Outre ses nombreux postes au sommet de l'Etat, Jean Castex est, depuis 2008, maire de Prades, commune des Pyrénées-Orientales de quelque 6 000 habitants. Il a été réélu dès le premier tour avec 75,72% des voix lors des dernières élections municipales. Un ancrage mis en avant par Emmanuel Macron lors de son interview du 14-Juillet, évoquant un "élu de terrain, pas d'une grande ville", qui possède "une culture du dialogue social" et "connaît la vie des élus locaux, les partenaires sociaux, la santé et les arcanes de notre modèle social".

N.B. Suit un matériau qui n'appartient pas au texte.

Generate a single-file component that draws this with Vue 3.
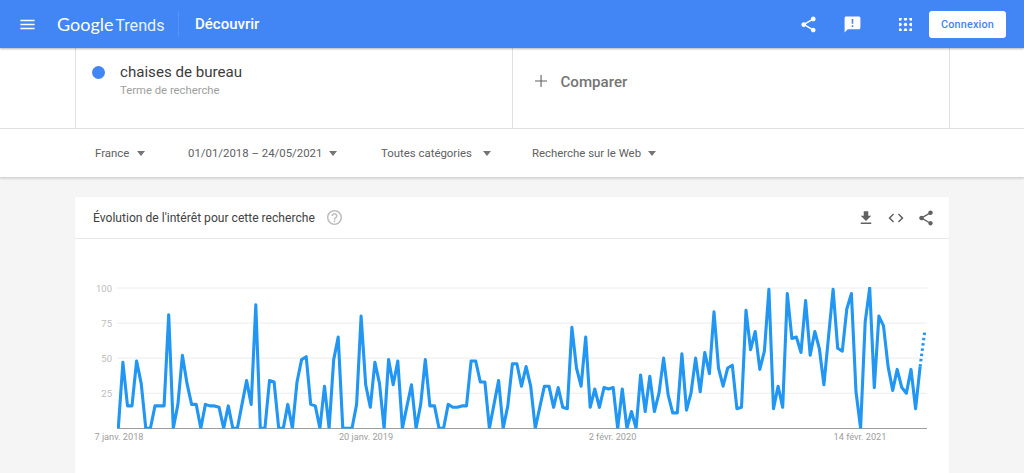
<script setup>
import { computed } from 'vue'

// weekly interest values, read off the chart
const values = [
  0, 47, 16, 16, 48, 32, 0, 0, 16, 16, 16, 81, 0, 17, 52, 32, 17, 17, 0, 17,
  16, 16, 15, 0, 16, 0, 0, 17, 34, 17, 88, 0, 0, 34, 33, 0, 0, 17, 0, 33,
  49, 51, 17, 16, 0, 30, 0, 49, 65, 0, 0, 0, 17, 80, 31, 15, 47, 32, 0, 49,
  31, 48, 0, 16, 31, 0, 17, 49, 16, 16, 0, 0, 17, 15, 15, 16, 16, 48, 48, 33,
  33, 0, 17, 34, 0, 16, 46, 46, 30, 44, 30, 0, 15, 30, 30, 15, 29, 15, 14, 72,
  43, 30, 65, 15, 28, 15, 29, 28, 29, 0, 28, 0, 12, 0, 38, 12, 37, 12, 25, 50,
  24, 11, 11, 53, 13, 25, 50, 26, 54, 39, 83, 43, 30, 43, 45, 14, 15, 84, 56, 69,
  42, 55, 99, 14, 30, 15, 96, 64, 65, 54, 91, 52, 69, 57, 31, 65, 99, 57, 55, 85,
  96, 26, 0, 76, 100, 29, 80, 73, 44, 27, 42, 29, 25, 42, 14, 44, 69,
]

const filters = ['France', '01/01/2018 – 24/05/2021', 'Toutes catégories', 'Recherche sur le Web']
const yTicks = [100, 75, 50, 25]
const xTicks = [
  { label: '7 janv. 2018', x: 119 },
  { label: '20 janv. 2019', x: 366 },
  { label: '2 févr. 2020', x: 612.5 },
  { label: '14 févr. 2021', x: 860 },
]

const yFor = (v) => 428.3 - v * 1.403
const toPoint = (v, i) => `${(118.3 + i * 4.582).toFixed(1)},${yFor(v).toFixed(1)}`

const solidLine = computed(() => values.slice(0, -1).map(toPoint).join(' '))
const partialLine = computed(() => {
  const last = values.length - 1
  return [toPoint(values[last - 1], last - 1), toPoint(values[last], last)].join(' ')
})
</script>

<template>
  <div class="page">
    <header class="topbar">
      <svg class="menu-icon" viewBox="0 0 24 24"><path d="M3 18h18v-2H3v2zm0-5h18v-2H3v2zm0-7v2h18V6H3z" /></svg>
      <div class="logo"><span class="logo-google">Google</span> <span class="logo-trends">Trends</span></div>
      <span class="divider"></span>
      <span class="page-title">Découvrir</span>
      <div class="top-actions">
        <svg class="top-icon share" viewBox="0 0 24 24"><path d="M18 16.08c-.76 0-1.44.3-1.96.77L8.91 12.7c.05-.23.09-.46.09-.7s-.04-.47-.09-.7l7.05-4.11c.54.5 1.25.81 2.04.81 1.66 0 3-1.34 3-3s-1.34-3-3-3-3 1.34-3 3c0 .24.04.47.09.7L8.04 9.81C7.5 9.31 6.79 9 6 9c-1.66 0-3 1.34-3 3s1.34 3 3 3c.79 0 1.5-.31 2.04-.81l7.12 4.16c-.05.21-.08.43-.08.65 0 1.61 1.31 2.92 2.92 2.92 1.61 0 2.92-1.31 2.92-2.92s-1.31-2.92-2.92-2.92z" /></svg>
        <svg class="top-icon feedback" viewBox="0 0 24 24"><path d="M20 2H4c-1.1 0-1.99.9-1.99 2L2 22l4-4h14c1.1 0 2-.9 2-2V4c0-1.1-.9-2-2-2zm-7 9h-2V5h2v6zm0 4h-2v-2h2v2z" /></svg>
        <svg class="top-icon apps" viewBox="0 0 12 12">
          <template v-for="row in 3" :key="row">
            <circle v-for="col in 3" :key="col" :cx="col * 5 - 4" :cy="row * 5 - 4" r="1.6" />
          </template>
        </svg>
        <button class="login">Connexion</button>
      </div>
    </header>

    <section class="search-panel">
      <div class="search-row">
        <div class="term">
          <span class="term-dot"></span>
          <div>
            <div class="term-name">chaises de bureau</div>
            <div class="term-type">Terme de recherche</div>
          </div>
        </div>
        <div class="compare">
          <svg class="plus" viewBox="0 0 12 12"><path d="M5.5 0h1.1v5.5H12v1.1H6.6V12H5.5V6.6H0V5.5h5.5z" /></svg>
          <span>Comparer</span>
        </div>
      </div>
      <div class="filters">
        <div v-for="f in filters" :key="f" class="filter">
          <span>{{ f }}</span>
          <i class="caret"></i>
        </div>
      </div>
    </section>

    <main class="content">
      <section class="card">
        <div class="card-head">
          <span class="card-title">Évolution de l'intérêt pour cette recherche</span>
          <svg class="help" viewBox="2 2 20 20"><path d="M11 18h2v-2h-2v2zm1-16C6.48 2 2 6.48 2 12s4.48 10 10 10 10-4.48 10-10S17.52 2 12 2zm0 18c-4.41 0-8-3.59-8-8s3.59-8 8-8 8 3.59 8 8-3.59 8-8 8zm0-14c-2.21 0-4 1.79-4 4h2c0-1.1.9-2 2-2s2 .9 2 2c0 2-3 1.75-3 5h2c0-2.25 3-2.5 3-5 0-2.21-1.79-4-4-4z" /></svg>
          <div class="card-actions">
            <svg class="card-icon" viewBox="0 0 24 24"><path d="M19 9h-4V3H9v6H5l7 7 7-7zM5 18v2h14v-2H5z" /></svg>
            <svg class="card-icon" viewBox="0 0 24 24"><path d="M9.4 16.6 4.8 12l4.6-4.6L8 6l-6 6 6 6 1.4-1.4zm5.2 0 4.6-4.6-4.6-4.6L16 6l6 6-6 6-1.4-1.4z" /></svg>
            <svg class="card-icon" viewBox="0 0 24 24"><path d="M18 16.08c-.76 0-1.44.3-1.96.77L8.91 12.7c.05-.23.09-.46.09-.7s-.04-.47-.09-.7l7.05-4.11c.54.5 1.25.81 2.04.81 1.66 0 3-1.34 3-3s-1.34-3-3-3-3 1.34-3 3c0 .24.04.47.09.7L8.04 9.81C7.5 9.31 6.79 9 6 9c-1.66 0-3 1.34-3 3s1.34 3 3 3c.79 0 1.5-.31 2.04-.81l7.12 4.16c-.05.21-.08.43-.08.65 0 1.61 1.31 2.92 2.92 2.92 1.61 0 2.92-1.31 2.92-2.92s-1.31-2.92-2.92-2.92z" /></svg>
          </div>
        </div>
        <!-- viewBox uses page coordinates so the readings above stay comparable -->
        <svg class="chart" viewBox="75 239 874 234">
          <defs>
            <clipPath id="plot"><rect x="117" y="287" width="811" height="141.5" /></clipPath>
          </defs>
          <g v-for="t in yTicks" :key="t">
            <line x1="117" x2="927" :y1="yFor(t)" :y2="yFor(t)" class="grid" />
            <text x="112" :y="yFor(t) + 3.5" text-anchor="end" class="y-label">{{ t }}</text>
          </g>
          <line x1="117" x2="927" y1="428.5" y2="428.5" class="axis" />
          <g clip-path="url(#plot)">
            <polyline :points="solidLine" class="trend" />
            <polyline :points="partialLine" class="trend partial" />
          </g>
          <text v-for="t in xTicks" :key="t.label" :x="t.x" y="439.5" text-anchor="middle" class="x-label">{{ t.label }}</text>
        </svg>
      </section>
    </main>
  </div>
</template>

<style>
html,
body {
  margin: 0;
  overflow: hidden;
}
</style>

<style scoped>
.page {
  height: 100vh;
  display: flex;
  flex-direction: column;
  overflow: hidden;
  background: #f5f5f5;
  font-family: Roboto, 'Liberation Sans', sans-serif;
}

.topbar {
  position: relative;
  z-index: 2;
  flex: none;
  height: 48px;
  display: flex;
  align-items: center;
  background: #4285f4;
  box-shadow: 0 1px 2px rgba(0, 0, 0, 0.3);
  color: #fff;
}

.menu-icon {
  width: 19px;
  height: 19px;
  margin-left: 18px;
  fill: #fff;
}

.logo {
  margin-left: 20px;
  width: 107px;
  font-family: Lato, sans-serif;
  font-size: 18px;
  white-space: nowrap;
}

.logo-trends {
  margin-left: -3px;
  font-family: Roboto, sans-serif;
  font-size: 16.2px;
  opacity: 0.9;
}

.divider {
  width: 1px;
  height: 24px;
  margin-left: 14px;
  background: rgba(255, 255, 255, 0.12);
}

.page-title {
  margin-left: 16px;
  margin-top: -1px;
  font-size: 15px;
  font-weight: 500;
}

.top-actions {
  margin-left: auto;
  padding-right: 18px;
  display: flex;
  align-items: center;
}

.top-icon {
  fill: #fff;
}

.top-icon.share {
  width: 19px;
  height: 19px;
}

.top-icon.feedback {
  width: 19px;
  height: 19px;
  margin-left: 25px;
}

.top-icon.apps {
  width: 13px;
  height: 13px;
  margin-left: 37px;
}

.login {
  width: 77px;
  height: 27px;
  margin-left: 17px;
  padding: 0;
  border: 0;
  border-radius: 3px;
  background: #fff;
  color: #4285f4;
  font: 500 10.8px Roboto, sans-serif;
  letter-spacing: 0.2px;
}

.search-panel {
  position: relative;
  flex: none;
  background: #fff;
  border-bottom: 1px solid #d6d6d6;
  box-shadow: 0 1px 2px rgba(0, 0, 0, 0.12);
}

.search-row {
  height: 80px;
  margin: 0 74px 0 75px;
  display: grid;
  grid-template-columns: 1fr 1fr;
  border-left: 1px solid #e0e0e0;
  border-right: 1px solid #e0e0e0;
}

.term {
  display: flex;
  align-items: flex-start;
  padding: 15px 0 0 16px;
  border-right: 1px solid #e0e0e0;
}

.term-dot {
  width: 13px;
  height: 13px;
  margin-top: 3px;
  margin-right: 15px;
  border-radius: 50%;
  background: #4285f4;
}

.term-name {
  font-size: 15.1px;
  line-height: 19px;
  color: #3c3c3c;
}

.term-type {
  margin-top: 2px;
  font-size: 11.3px;
  line-height: 14px;
  color: #9e9e9e;
}

.compare {
  display: flex;
  align-items: flex-start;
  padding: 25px 0 0 22px;
  font-size: 15.1px;
  line-height: 19px;
  font-weight: 500;
  color: #757575;
}

.plus {
  width: 12px;
  height: 12px;
  margin-top: 2px;
  margin-right: 14px;
  fill: #616161;
}

.filters {
  height: 48px;
  padding-left: 95px;
  display: grid;
  grid-template-columns: 93px 193px 151px auto;
  align-items: center;
  border-top: 1px solid #e0e0e0;
  font-size: 11.4px;
  color: #616161;
}

.filter {
  display: flex;
  align-items: center;
  gap: 7px;
}

.filter:first-child {
  gap: 8px;
}

.filter:nth-child(3) {
  gap: 11px;
}

.caret {
  width: 0;
  height: 0;
  border-left: 4.5px solid transparent;
  border-right: 4.5px solid transparent;
  border-top: 5px solid #757575;
}

.content {
  flex: 1;
  min-height: 0;
  padding: 19px 75px 0;
}

.card {
  background: #fff;
  height: 100%;
  box-shadow: 0 0 1px rgba(0, 0, 0, 0.06);
}

.card-head {
  height: 41px;
  padding: 0 14px 0 18px;
  display: flex;
  align-items: center;
  border-bottom: 1px solid #e8e8e8;
}

.card-title {
  font-size: 12.1px;
  color: #424242;
}

.help {
  width: 15px;
  height: 15px;
  margin-left: 12px;
  fill: #bdbdbd;
}

.card-actions {
  margin-left: auto;
  display: flex;
  gap: 12px;
}

.card-icon {
  width: 18px;
  height: 18px;
  fill: #616161;
}

.chart {
  display: block;
  width: 874px;
  height: 234px;
}

.grid {
  stroke: #ececec;
  stroke-width: 1;
}

.axis {
  stroke: #9e9e9e;
  stroke-width: 1;
}

.trend {
  fill: none;
  stroke: #2196f3;
  stroke-width: 3.1;
  stroke-linejoin: round;
}

.trend.partial {
  stroke-dasharray: 2.5 2.8;
}

.y-label {
  font: 9.5px Roboto, sans-serif;
  fill: #bdbdbd;
}

.x-label {
  font: 9.2px Roboto, sans-serif;
  fill: #9e9e9e;
}
</style>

"Pas tous les marqueurs du professionnel de la politique"

"Il y a évidemment une dimension de communication politique" dans les propos de Jean Castex au Figaro, commente auprès de franceinfo Arnaud Mercier, professeur de communication politique à l'université Panthéon Assas-Paris 2. "Être du sérail" est une "expression assez floue", qui est devenue "infamante", selon ce spécialiste. Jean Castex, en disant cela, tente "d'affirmer qu'il n'a pas les défauts que certains reprochent à Emmanuel Macron depuis qu'il est président, c'est-à-dire, un professionnel de la politique, déconnecté de la vie des gens. Un carriériste en somme", commente-t-il.

Pour cet expert, Jean Castex "a un cursus habituel Sciences Po Paris, l'ENA, haut fonctionnaire". Mais "dans ce moule classique", il a malgré tout un "parcours atypique", car "il n'a pas tous les marqueurs du professionnel de la politique" dans la mesure où "il n'a pas été député ou sénateur, il n'a pas été ministre, il n'a pas eu de fonctions importantes au sein du parti où il était inscrit", relève-t-il. Une nuance qui peut difficilement faire oublier sa trajectoire, dans l'ombre, mais au cœur du pouvoir.